You can use it on your development machine, writing data to the local filesystem.
Or in production, to the local filesystem or a blob store.
(Maybe you have one of those available already?)
It collects profiling data in Go's native formats.
This reduces the chance that any strange-looking data is an artifact of the collection code: you can focus on understanding your app rather than second-guessing the data.
It also makes the full power of Go's profiles (goroutine labels, execution traces, etc) available to you.
And because Autoprof doesn't need to cross process boundaries or ask the kernel to do any especially privileged operations, it can run just about anywhere.
That includes non-Linux and permission-constrained Linux environments, where the amazing new powers of eBPF aren't an option.
Caveats
Autoprof's CPU profiles give a fair overview of the app's regular work, but they won't show the cost of Autoprof's own work to collect the profiles: for example, it always collects the heap and goroutine profiles before it starts the CPU profile, and it always finalizes and stores the data bundle after stopping the CPU profile.
For the first part, the Go runtime includes a timestamp inside each protobuf-encoded profile; the deltas between those timestamps can give a view into how long the app takes to assemble the bundle (including waiting for on-CPU time).
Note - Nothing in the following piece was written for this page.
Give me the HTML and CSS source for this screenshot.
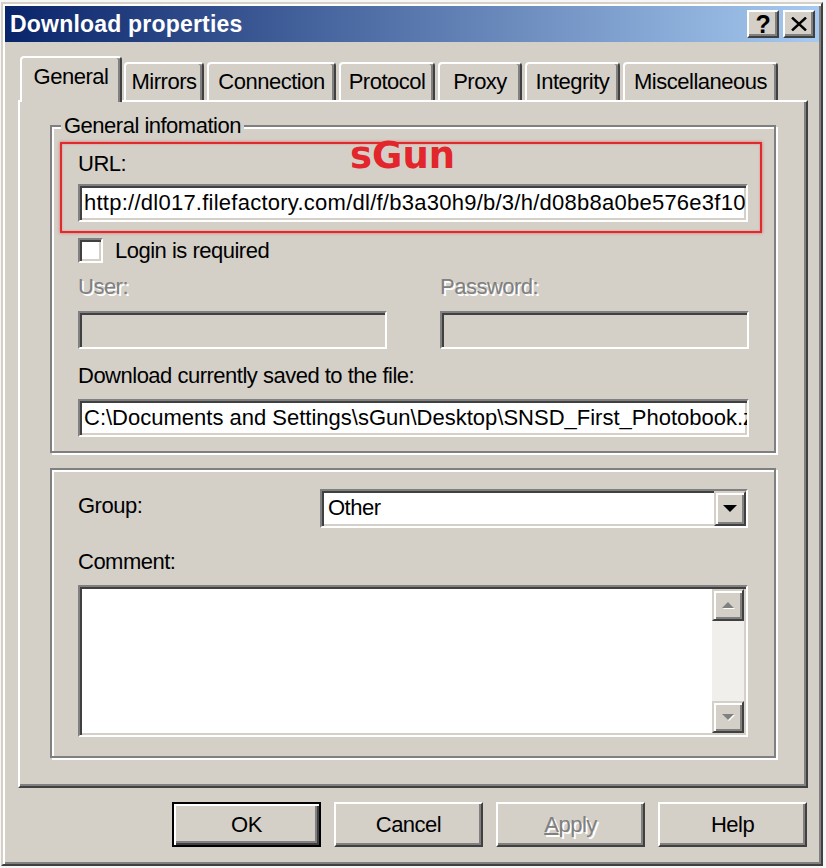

The entire bundle is buffered within the app's own memory until it's finalized and stored.
For small heaps (or with large execution traces), it may affect the garbage collector's pacing.
Does anyone use this in production?
Yes, since 2018 (circa Go 1.10).
The largest change since then (before its public release) was probably to add support for the simultaneous combination of CPU profiles and execution traces (Go 1.19).
It's also had some recent work to untangle it from a couple of non-public libraries (for determining hostname, app name, app version, etc), and to not depend on any particular blob storage SDK.
How can I contribute?
Most of all, please share stories of how you use this package, and what sorts of problems you use it to solve -- or what you wish it could solve.
Get to the bottom of problems in your apps, and problems in the packages you use.